I wouldn't think that it would matter where you export the DXF from as long as your view orientation is good. As far as the choices of settings, I think they are just different itterations of the AutoCAD file formats. You could try running through them to see if one of the formats ends up as "Vector" but I wouldn't hold out much hope.
You could try exporting as a PDF. Some vendors will work off of that. Check out this fomer post on ensuring the PDF ends up in a "Vector" format. https://forum.solidworks.com/message/71192#71192
If the Vendor you are working with won't take a PDF, there is a program called InkScape (http://inkscape.org/). It is essentially an Open Source (free!) equivalent to Adobe Illustrator. It has the ability to open a variety of formats (including DXF) and save them as Vector Images. I haven't used it with the DXF route before, but I have used it to convert bitmap files to vector formats.
Hope this helps.
The vendor I am using say they will accept PDFs as long as they're in vector format. I will try the suggestions outlined in the thread you have shared. Will also try downloading inkscape to play with as well.
hey this is old, but i just figured this out myself. I have a similar problems with out printers for our lebels and inlays. It works with both solids and sketches.

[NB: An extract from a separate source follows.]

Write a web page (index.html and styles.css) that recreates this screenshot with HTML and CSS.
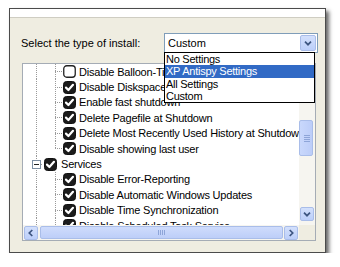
FILE: index.html
```html
<!DOCTYPE html>
<html lang="en">
<head>
  <meta charset="UTF-8">
  <title>XP Antispy Install Type</title>
  <link rel="stylesheet" href="styles.css">
</head>
<body>
  <svg class="defs" width="0" height="0" aria-hidden="true">
    <defs>
      <symbol id="chk-on" viewBox="0 0 13 13">
        <rect x="0.5" y="0.5" width="12" height="12" rx="3" fill="#1b1b1b" stroke="#111"/>
        <path d="M3 6.6 L5.4 9 L10 3.8" fill="none" stroke="#fff" stroke-width="2.2" stroke-linecap="round" stroke-linejoin="round"/>
      </symbol>
      <symbol id="chk-off" viewBox="0 0 13 13">
        <rect x="0.75" y="0.75" width="11.5" height="11.5" rx="3" fill="#fff" stroke="#222" stroke-width="1.3"/>
      </symbol>
      <symbol id="chev-down" viewBox="0 0 14 14">
        <path d="M3.5 5.5 L7 9 L10.5 5.5" fill="none" stroke="#3d5580" stroke-width="2"/>
      </symbol>
      <symbol id="chev-left" viewBox="0 0 14 14">
        <path d="M8.5 3.5 L5 7 L8.5 10.5" fill="none" stroke="#3d5580" stroke-width="2"/>
      </symbol>
      <symbol id="chev-right" viewBox="0 0 14 14">
        <path d="M5.5 3.5 L9 7 L5.5 10.5" fill="none" stroke="#3d5580" stroke-width="2"/>
      </symbol>
    </defs>
  </svg>

  <div class="window">
    <div class="strip"></div>
    <div class="panel">
      <div class="install-row">
        <span class="install-label">Select the type of install:</span>
        <div class="combo">
          <span class="combo-value">Custom</span>
          <span class="arrow-btn"><svg><use href="#chev-down"/></svg></span>
          <ul class="combo-list">
            <li>No Settings</li>
            <li class="selected">XP Antispy Settings</li>
            <li>All Settings</li>
            <li>Custom</li>
          </ul>
        </div>
      </div>

      <div class="tree-box">
        <div class="tree">
          <div class="row"><span class="guide"></span><span class="branch"></span><svg class="chk"><use href="#chk-off"/></svg><span class="text">Disable Balloon-Tips</span></div>
          <div class="row"><span class="guide"></span><span class="branch"></span><svg class="chk"><use href="#chk-on"/></svg><span class="text">Disable Diskspace Warning</span></div>
          <div class="row"><span class="guide"></span><span class="branch"></span><svg class="chk"><use href="#chk-on"/></svg><span class="text">Enable fast shutdown</span></div>
          <div class="row"><span class="guide"></span><span class="branch"></span><svg class="chk"><use href="#chk-on"/></svg><span class="text">Delete Pagefile at Shutdown</span></div>
          <div class="row"><span class="guide"></span><span class="branch"></span><svg class="chk"><use href="#chk-on"/></svg><span class="text">Delete Most Recently Used History at Shutdown</span></div>
          <div class="row"><span class="guide"></span><span class="branch last"></span><svg class="chk"><use href="#chk-on"/></svg><span class="text">Disable showing last user</span></div>
          <div class="row"><span class="guide expander"><span class="exp-box"></span></span><svg class="chk parent"><use href="#chk-on"/></svg><span class="text parent-text">Services</span></div>
          <div class="row"><span class="guide"></span><span class="branch"></span><svg class="chk"><use href="#chk-on"/></svg><span class="text">Disable Error-Reporting</span></div>
          <div class="row"><span class="guide"></span><span class="branch"></span><svg class="chk"><use href="#chk-on"/></svg><span class="text">Disable Automatic Windows Updates</span></div>
          <div class="row"><span class="guide"></span><span class="branch"></span><svg class="chk"><use href="#chk-on"/></svg><span class="text">Disable Time Synchronization</span></div>
          <div class="row"><span class="guide"></span><span class="branch"></span><svg class="chk"><use href="#chk-on"/></svg><span class="text">Disable Scheduled Task Service</span></div>
        </div>

        <div class="vscroll">
          <span class="vtrack"><span class="vthumb"></span></span>
          <span class="arrow-btn small"><svg><use href="#chev-down"/></svg></span>
        </div>
        <div class="hscroll">
          <span class="arrow-btn small"><svg><use href="#chev-left"/></svg></span>
          <span class="hthumb"></span>
          <span class="arrow-btn small"><svg><use href="#chev-right"/></svg></span>
        </div>
        <div class="corner"></div>
      </div>
    </div>
  </div>
</body>
</html>
```

FILE: styles.css
```css
:root {
  --xp-face: #efede1;
  --xp-border: #7f9db9;
  --xp-blue-edge: #a9bde9;
  --xp-select: #316ac5;
  --dots: repeating-linear-gradient(to bottom, #9a9a9a 0 1px, transparent 1px 2px);
  --dots-h: repeating-linear-gradient(to right, #9a9a9a 0 1px, transparent 1px 2px);
}

body {
  margin: 0;
  padding: 8px 0 0 9px;
  background: #fff;
  font-family: 'Liberation Sans', Arial, sans-serif;
  font-size: 11px;
  color: #000;
}

.defs {
  position: absolute;
}

.window {
  width: 315px;
  height: 243px;
  border: 1px solid #4b4b4b;
  box-shadow: 3px 3px 4px rgba(0, 0, 0, 0.6);
  display: flex;
  flex-direction: column;
}

.strip {
  height: 8px;
  background: #fff;
  border-bottom: 1px solid #cfcdc2;
}

.panel {
  flex: 1;
  background: var(--xp-face);
  padding: 15px 0 0 11px;
}

.install-row {
  display: flex;
  align-items: center;
}

.install-label {
  width: 143px;
}

.combo {
  position: relative;
  width: 149px;
  height: 18px;
  border: 1px solid var(--xp-border);
  background: #fff;
  display: flex;
  align-items: center;
  justify-content: space-between;
  padding-left: 3px;
  box-sizing: content-box;
}

.arrow-btn {
  width: 16px;
  height: 16px;
  margin-right: 1px;
  background: linear-gradient(#d3e0fc, #bccffa);
  border: 1px solid var(--xp-blue-edge);
  border-radius: 2px;
  box-sizing: border-box;
  display: flex;
  align-items: center;
  justify-content: center;
}

.arrow-btn svg {
  width: 12px;
  height: 12px;
}

.combo-list {
  position: absolute;
  top: 100%;
  left: -1px;
  width: 149px;
  margin: 0;
  padding: 0;
  list-style: none;
  background: #fff;
  border: 1px solid #000;
  letter-spacing: -0.25px;
  z-index: 5;
}

.combo-list li {
  height: 12.25px;
  line-height: 12.25px;
  padding-left: 1px;
}

.combo-list .selected {
  background: var(--xp-select);
  color: #fff;
}

.tree-box {
  margin: 10px 0 0 1px;
  width: 292px;
  height: 176px;
  border: 1px solid #a5acb5;
  background: #fff;
  display: grid;
  grid-template-columns: 1fr 16px;
  grid-template-rows: 1fr 15px;
}

.tree {
  overflow: hidden;
  white-space: nowrap;
  letter-spacing: -0.2px;
}

.row {
  display: flex;
  align-items: center;
  height: 15.4px;
}

.guide {
  flex: none;
  width: 20px;
  height: 100%;
  background: var(--dots) 13px 0 / 1px 100% no-repeat;
}

.branch {
  flex: none;
  width: 19px;
  height: 100%;
  background: var(--dots) 12px 0 / 1px 100% no-repeat,
              var(--dots-h) 12px 50% / 7px 1px no-repeat;
}

.branch.last {
  background: var(--dots) 12px 0 / 1px 50% no-repeat,
              var(--dots-h) 12px 50% / 7px 1px no-repeat;
}

.expander {
  display: flex;
  align-items: center;
  background: var(--dots) 13px 0 / 1px 100% no-repeat,
              var(--dots-h) 18px 50% / 2px 1px no-repeat;
}

.exp-box {
  width: 9px;
  height: 9px;
  margin-left: 9px;
  box-sizing: border-box;
  border: 1px solid #7d8fa3;
  background: linear-gradient(to bottom, transparent 3px, #222 3px 4px, transparent 4px) 1px 0 / 5px 100% no-repeat,
              #fff;
}

.chk {
  flex: none;
  width: 13px;
  height: 13px;
  margin-left: 1px;
}

.text {
  margin-left: 3px;
}

.parent-text {
  margin-left: 4px;
}

.vscroll {
  background: #f6f5f0;
  display: flex;
  flex-direction: column;
  align-items: center;
  padding-bottom: 4px;
}

.vtrack {
  flex: 1;
  align-self: stretch;
  padding-top: 56px;
}

.vthumb {
  display: block;
  width: 14px;
  height: 36px;
  border: 1px solid var(--xp-blue-edge);
  border-radius: 2px;
  box-sizing: border-box;
  background: repeating-linear-gradient(to bottom, #8ea5d8 0 1px, transparent 1px 2px) 4px 14px / 6px 7px no-repeat,
              linear-gradient(to right, #c9d8fc, #bccdf8);
}

.arrow-btn.small {
  width: 14px;
  height: 14px;
}

.hscroll {
  background: #f6f5f0;
  display: flex;
  align-items: center;
  gap: 1px;
  padding: 0 0 0 1px;
}

.hthumb {
  flex: 1;
  height: 13px;
  border: 1px solid var(--xp-blue-edge);
  border-radius: 2px;
  box-sizing: border-box;
  background: repeating-linear-gradient(to right, #8ea5d8 0 1px, transparent 1px 2px) center / 7px 5px no-repeat,
              linear-gradient(#cfdcfc, #bdcef8);
}

.corner {
  background: var(--xp-face);
}
```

This may a bit late for you, but i thought i would post this hopeing it might help at least someone else. I find solidworks is really great for design labels and inlays for our equipment, but so far i have yet to find a printer (i mean a graphics company) that can open a solidworks file. Typically I have been sending our printer a pdf drawing and after many complaints by the printers we eventually get something acceptable. However today, as luck would have it, i needed to have another batch of machine name plates made up and I decided that i want to put this issue to bed once and for all. As it turns out, there is a way to export vectors form solidworks to illustrator. I did this with Illuistrator CS5. If you want to try it, you can download a 30 day trial from Adobe.
Here are the steps:
1. Open your model file, and select "Save As" then ".dxf" file and select the "options" button. Here is where you can get in trouble. Illustrator says it can open 2006 and older files, but it doesn't at least when you export form solidworks. However it works perfectly if select R14 version. (other versions may work too, I didn't try them all). You will get another dialogue and i just select my view that i want and i'm done with the solidworks part.

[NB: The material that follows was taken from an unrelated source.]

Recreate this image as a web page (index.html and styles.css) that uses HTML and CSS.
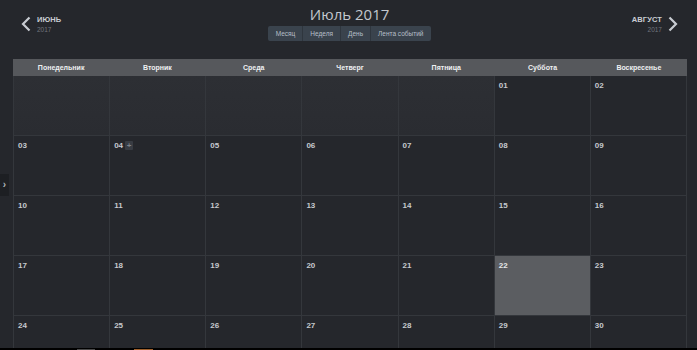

2. now open illustrator, and open your file.
3. Now heres the second trick, don't click too quickly. after you select your file, a DXF/DWG option dialog will appear. Under scale, leave it at 100%, but below that, it defulats as 1 unit = 1 Point, you need to change that so that 1 unit = 1 inch. once you do that your image will appear. I then change my art pad to match the drawing size. Also, if this is something that is goign to be cut (ie a label), i usually move my border or cutting edges to another layer that I label as "cuts" and keep the graphics on a seperate layer. The only word of warning is that your text will be imported as splines instead of text. The other thing that i do is change the light weight to the smallest (i think .25pt). Then fill in my text as neccessary. Just be carefull when your editing because since its vector graphics, its real easy to drag an edge around.
Its pretty easy after you do it once of twice.